When Jean Compeau joined Sonar as CFO in March 2025, AI coding was not yet dominating industry conversations. By the summer and fall that followed, however, the landscape had shifted dramatically. Today, AI agents are producing software code at a pace that humans cannot easily verify, creating both opportunity and risk.
That shift sits at the center of Sonar’s mission. The company is the global leader in AI code verification and governance in what it calls the agentic-centric development lifecycle, or “ACDC, just like the band,” Compeau tells us. The scale is significant. Sonar is trusted by 7 million developers, processes 750 billion lines of code daily, serves 25,000 paying customers, and counts 75 percent of the Fortune 100 among its customers, Compeau tells us.

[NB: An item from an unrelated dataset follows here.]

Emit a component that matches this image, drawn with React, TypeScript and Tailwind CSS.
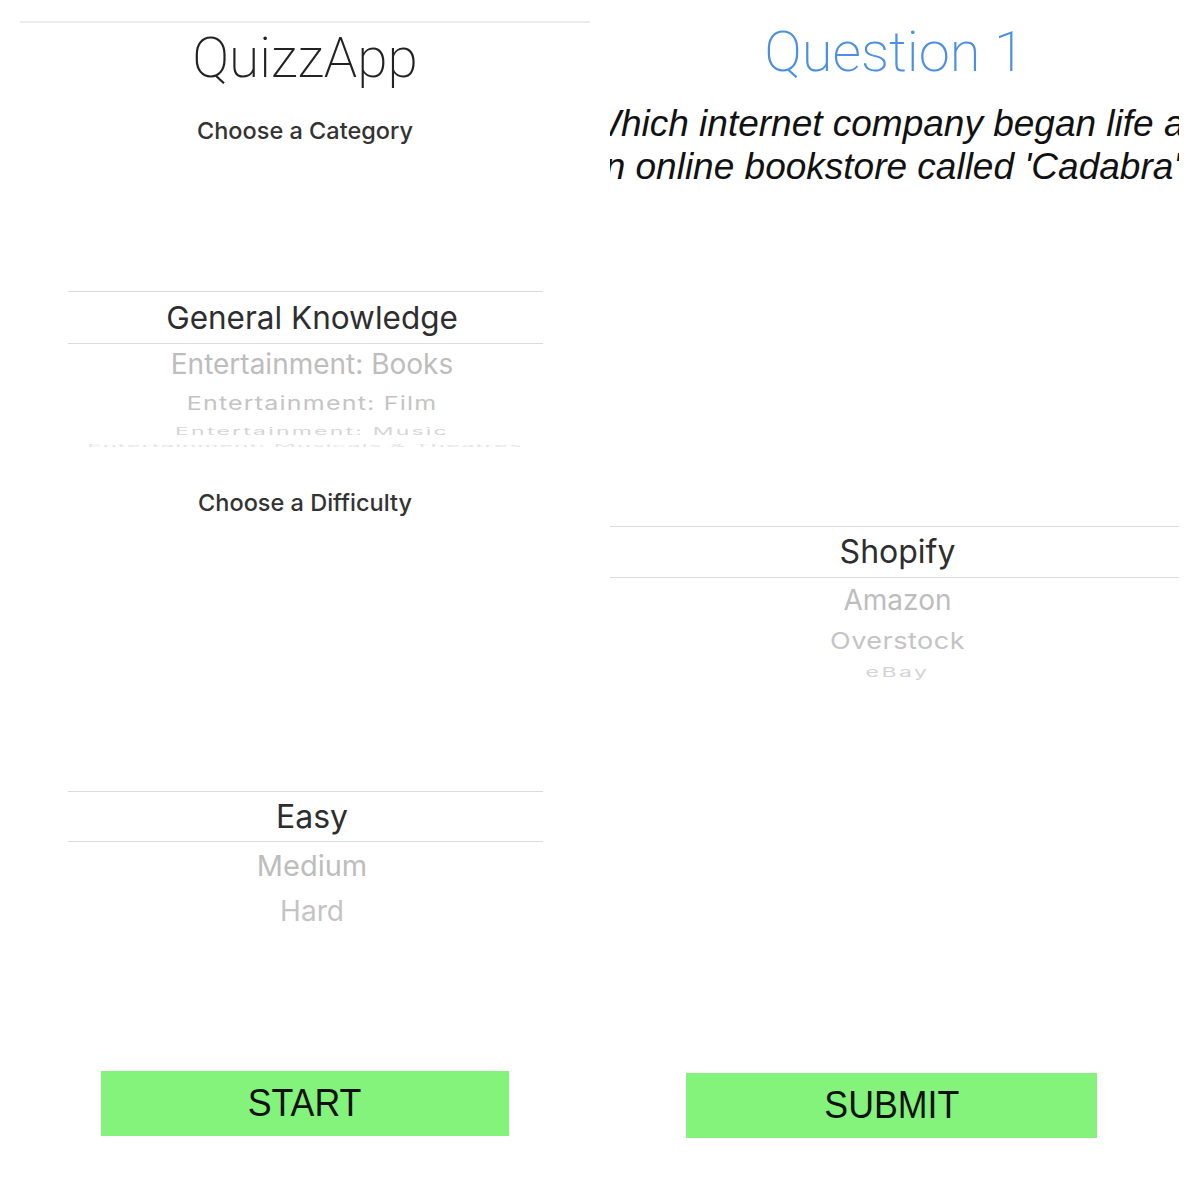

For Compeau, growth is measured through both financial and operational signals. ARR, NRR, GRR, and EBITDA remain core metrics, she tells us. But she also watches utilization, adoption, lead generation, pipeline activity, and free-to-paid conversion rates because these indicators can reveal future performance before financial results arrive.
That perspective shapes how finance participates in strategic decisions. As Sonar invests in new AI-driven products, finance evaluates not only bookings potential but also the company’s long-term position in the AI market, Compeau tells us. The finance function remains involved throughout the process, helping operationalize everything from product introduction and revenue tracking to order management and cash collection.
For Compeau, finance’s role is not simply to measure growth—it is to help shape it.